The Cube has been called an "object of desire", as it is purposely described by GLaDOS using the language of affection. While the relationship between the player and Cube appears to be platonic at first, the romantic and sexual implications are shown shortly after the player obtains the Cube as they can find a wall of graffiti depicting human figures with their heads replaced by Companion Cubes, including a nearly naked human-object hybrid pin-up wearing a red bra and matching underwear. The fact that the Cube is obviously depicted by Rattmann's graffiti in a feminine, sexualized way has led to interpretations of the relationship between Chell and the Cube, or between them and GLaDOS, as queer in nature, and evidence the game operates from a female rather than male perspective.

Matt Margini of Kill Screen compared the Companion Cube to other video game sidekicks that must be escorted through levels, calling it both an object of "annoyance" as well as "disproportionate emotional investment". Johnathan Neuls of Ars Technica praised the Companion Cube as "probably the strongest inside joke to come out of a game since 'All your base.

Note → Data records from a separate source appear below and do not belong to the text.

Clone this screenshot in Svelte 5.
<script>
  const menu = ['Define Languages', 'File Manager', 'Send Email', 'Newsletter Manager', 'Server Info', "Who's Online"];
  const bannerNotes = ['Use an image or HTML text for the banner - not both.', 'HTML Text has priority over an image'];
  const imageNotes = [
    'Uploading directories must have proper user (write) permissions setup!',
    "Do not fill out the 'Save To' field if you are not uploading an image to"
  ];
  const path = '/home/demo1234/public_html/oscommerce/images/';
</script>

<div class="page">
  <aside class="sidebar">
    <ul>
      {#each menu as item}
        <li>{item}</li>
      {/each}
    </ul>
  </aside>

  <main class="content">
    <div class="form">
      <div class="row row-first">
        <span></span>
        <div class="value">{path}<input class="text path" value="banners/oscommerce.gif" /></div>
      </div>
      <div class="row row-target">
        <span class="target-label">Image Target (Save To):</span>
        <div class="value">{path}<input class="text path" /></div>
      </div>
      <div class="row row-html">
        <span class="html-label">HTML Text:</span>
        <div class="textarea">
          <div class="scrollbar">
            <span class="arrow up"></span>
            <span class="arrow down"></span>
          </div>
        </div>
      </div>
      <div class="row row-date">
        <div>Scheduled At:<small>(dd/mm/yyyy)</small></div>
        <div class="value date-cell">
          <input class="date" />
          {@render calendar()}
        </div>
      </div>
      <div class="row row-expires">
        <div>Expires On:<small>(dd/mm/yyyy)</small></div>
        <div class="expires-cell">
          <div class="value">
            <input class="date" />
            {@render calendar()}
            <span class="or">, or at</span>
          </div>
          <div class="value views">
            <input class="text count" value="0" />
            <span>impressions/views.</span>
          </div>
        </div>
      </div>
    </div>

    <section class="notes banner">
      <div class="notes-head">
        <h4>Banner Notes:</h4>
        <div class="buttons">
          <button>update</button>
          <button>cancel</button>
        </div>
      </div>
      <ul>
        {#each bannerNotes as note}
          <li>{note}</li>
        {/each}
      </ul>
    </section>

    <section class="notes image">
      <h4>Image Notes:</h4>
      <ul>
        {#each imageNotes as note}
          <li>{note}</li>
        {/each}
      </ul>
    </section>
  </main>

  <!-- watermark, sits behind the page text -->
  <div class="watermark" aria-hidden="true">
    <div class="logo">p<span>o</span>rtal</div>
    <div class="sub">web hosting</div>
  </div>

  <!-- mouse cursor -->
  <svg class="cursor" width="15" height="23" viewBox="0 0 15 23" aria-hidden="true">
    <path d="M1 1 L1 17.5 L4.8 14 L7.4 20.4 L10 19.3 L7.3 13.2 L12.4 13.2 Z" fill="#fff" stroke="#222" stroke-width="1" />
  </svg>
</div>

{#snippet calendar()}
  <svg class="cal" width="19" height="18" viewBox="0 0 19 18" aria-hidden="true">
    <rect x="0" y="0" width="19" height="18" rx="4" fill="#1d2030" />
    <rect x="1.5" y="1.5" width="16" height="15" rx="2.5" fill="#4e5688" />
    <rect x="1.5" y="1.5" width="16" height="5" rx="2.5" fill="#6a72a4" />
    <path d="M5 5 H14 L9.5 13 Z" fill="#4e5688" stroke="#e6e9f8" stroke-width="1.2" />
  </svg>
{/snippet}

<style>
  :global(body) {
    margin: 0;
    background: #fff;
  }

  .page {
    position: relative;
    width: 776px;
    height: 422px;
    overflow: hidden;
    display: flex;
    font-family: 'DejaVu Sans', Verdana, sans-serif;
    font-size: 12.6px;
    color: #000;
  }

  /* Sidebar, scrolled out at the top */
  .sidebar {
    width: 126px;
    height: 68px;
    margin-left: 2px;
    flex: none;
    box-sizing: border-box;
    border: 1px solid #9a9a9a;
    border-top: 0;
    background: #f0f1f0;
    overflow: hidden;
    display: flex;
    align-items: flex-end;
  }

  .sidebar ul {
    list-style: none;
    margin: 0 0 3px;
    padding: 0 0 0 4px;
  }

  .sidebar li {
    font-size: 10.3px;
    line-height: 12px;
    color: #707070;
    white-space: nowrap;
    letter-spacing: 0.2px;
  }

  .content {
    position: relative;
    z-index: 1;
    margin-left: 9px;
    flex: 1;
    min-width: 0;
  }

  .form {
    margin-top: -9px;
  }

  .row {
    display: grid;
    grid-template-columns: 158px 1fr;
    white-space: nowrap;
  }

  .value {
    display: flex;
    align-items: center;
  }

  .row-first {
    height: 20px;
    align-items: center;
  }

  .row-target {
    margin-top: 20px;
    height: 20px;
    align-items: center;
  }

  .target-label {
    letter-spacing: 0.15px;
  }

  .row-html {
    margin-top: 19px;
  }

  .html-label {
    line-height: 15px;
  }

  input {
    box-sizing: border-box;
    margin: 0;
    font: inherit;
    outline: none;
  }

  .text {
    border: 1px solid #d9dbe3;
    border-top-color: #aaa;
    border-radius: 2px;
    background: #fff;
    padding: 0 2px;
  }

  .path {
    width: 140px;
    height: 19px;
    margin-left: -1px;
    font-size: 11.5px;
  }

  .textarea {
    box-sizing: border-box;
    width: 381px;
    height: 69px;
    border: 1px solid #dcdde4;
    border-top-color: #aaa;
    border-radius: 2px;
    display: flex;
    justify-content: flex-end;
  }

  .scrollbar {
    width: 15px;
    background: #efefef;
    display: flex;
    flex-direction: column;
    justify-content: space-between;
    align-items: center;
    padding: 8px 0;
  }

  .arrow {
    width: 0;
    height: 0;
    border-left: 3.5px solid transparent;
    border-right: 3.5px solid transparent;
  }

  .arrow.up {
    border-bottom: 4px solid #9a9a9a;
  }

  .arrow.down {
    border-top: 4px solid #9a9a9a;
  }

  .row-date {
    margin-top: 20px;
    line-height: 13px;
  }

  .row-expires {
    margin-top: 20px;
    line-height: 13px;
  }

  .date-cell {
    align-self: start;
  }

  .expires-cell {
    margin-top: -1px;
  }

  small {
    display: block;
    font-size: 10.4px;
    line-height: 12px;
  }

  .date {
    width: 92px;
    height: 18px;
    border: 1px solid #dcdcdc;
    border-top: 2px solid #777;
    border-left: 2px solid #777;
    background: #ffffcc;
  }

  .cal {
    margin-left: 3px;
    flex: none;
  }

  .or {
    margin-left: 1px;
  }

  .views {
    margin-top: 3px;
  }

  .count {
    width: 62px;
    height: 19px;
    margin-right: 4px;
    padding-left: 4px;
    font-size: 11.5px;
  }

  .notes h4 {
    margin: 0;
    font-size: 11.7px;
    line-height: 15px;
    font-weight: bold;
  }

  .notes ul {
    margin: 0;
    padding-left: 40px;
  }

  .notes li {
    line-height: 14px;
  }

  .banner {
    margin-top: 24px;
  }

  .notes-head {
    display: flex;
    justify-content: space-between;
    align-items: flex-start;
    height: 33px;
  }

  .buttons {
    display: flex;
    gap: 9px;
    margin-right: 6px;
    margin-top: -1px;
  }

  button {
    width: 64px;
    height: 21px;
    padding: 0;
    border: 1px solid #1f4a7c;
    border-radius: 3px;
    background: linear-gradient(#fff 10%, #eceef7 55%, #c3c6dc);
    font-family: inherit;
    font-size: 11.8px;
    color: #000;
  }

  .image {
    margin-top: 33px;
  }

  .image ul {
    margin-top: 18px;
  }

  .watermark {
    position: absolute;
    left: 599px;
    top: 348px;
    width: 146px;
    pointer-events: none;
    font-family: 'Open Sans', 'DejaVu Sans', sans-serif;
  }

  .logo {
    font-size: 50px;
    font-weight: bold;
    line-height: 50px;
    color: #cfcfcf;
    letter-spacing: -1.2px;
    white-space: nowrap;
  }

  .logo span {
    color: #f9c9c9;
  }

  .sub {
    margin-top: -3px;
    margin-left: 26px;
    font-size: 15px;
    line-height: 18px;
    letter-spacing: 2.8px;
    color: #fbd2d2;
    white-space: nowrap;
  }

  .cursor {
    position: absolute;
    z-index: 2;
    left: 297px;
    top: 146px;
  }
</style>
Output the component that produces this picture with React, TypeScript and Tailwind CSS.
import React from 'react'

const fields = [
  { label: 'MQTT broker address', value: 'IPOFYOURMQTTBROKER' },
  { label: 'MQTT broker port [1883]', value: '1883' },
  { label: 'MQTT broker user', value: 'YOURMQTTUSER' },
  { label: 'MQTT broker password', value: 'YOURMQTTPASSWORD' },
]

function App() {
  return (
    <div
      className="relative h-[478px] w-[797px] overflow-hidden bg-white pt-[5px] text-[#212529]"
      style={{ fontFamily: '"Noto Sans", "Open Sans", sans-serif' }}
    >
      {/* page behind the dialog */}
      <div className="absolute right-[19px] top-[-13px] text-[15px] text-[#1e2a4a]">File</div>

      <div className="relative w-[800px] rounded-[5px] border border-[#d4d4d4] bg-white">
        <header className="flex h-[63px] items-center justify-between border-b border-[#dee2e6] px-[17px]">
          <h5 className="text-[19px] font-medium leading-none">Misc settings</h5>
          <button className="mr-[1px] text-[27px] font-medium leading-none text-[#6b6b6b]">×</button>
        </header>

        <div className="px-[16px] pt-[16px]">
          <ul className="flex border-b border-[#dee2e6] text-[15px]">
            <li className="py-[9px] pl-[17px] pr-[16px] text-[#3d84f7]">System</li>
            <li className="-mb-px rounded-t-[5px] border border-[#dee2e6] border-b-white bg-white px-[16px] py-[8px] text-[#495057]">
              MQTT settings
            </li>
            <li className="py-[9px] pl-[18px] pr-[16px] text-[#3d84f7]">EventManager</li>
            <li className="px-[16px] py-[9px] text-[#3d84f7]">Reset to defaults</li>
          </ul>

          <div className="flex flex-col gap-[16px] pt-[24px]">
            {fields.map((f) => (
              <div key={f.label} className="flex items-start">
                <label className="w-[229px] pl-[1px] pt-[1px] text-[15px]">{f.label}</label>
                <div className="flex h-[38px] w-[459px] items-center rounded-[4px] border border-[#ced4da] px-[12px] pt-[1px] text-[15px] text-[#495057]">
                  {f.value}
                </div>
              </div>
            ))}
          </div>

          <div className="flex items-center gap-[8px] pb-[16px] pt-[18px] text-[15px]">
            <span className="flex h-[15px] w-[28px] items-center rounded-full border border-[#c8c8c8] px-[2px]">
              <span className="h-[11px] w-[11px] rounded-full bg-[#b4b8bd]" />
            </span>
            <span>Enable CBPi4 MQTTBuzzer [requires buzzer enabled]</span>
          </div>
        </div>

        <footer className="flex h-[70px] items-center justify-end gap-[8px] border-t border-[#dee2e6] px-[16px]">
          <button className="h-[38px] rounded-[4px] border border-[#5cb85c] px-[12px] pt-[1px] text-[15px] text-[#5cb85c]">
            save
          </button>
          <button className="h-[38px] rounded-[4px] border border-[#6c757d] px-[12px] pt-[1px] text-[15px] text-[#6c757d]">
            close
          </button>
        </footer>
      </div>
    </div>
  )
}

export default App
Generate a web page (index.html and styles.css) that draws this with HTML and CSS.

World of Warcraft featured an Easter egg based on the Companion Cube outside of Stormwind, during the game's 2008 "Love is in the Air" Valentine's Day festivities. Fan Magnus Persson created a fully functioning Companion Cube PC, which Wired called "a triumph" in reference to "Still Alive". Another fan, Stephen Granade, turned a Rubik's Cube into a Companion Cube, albeit noting that it was "always solved".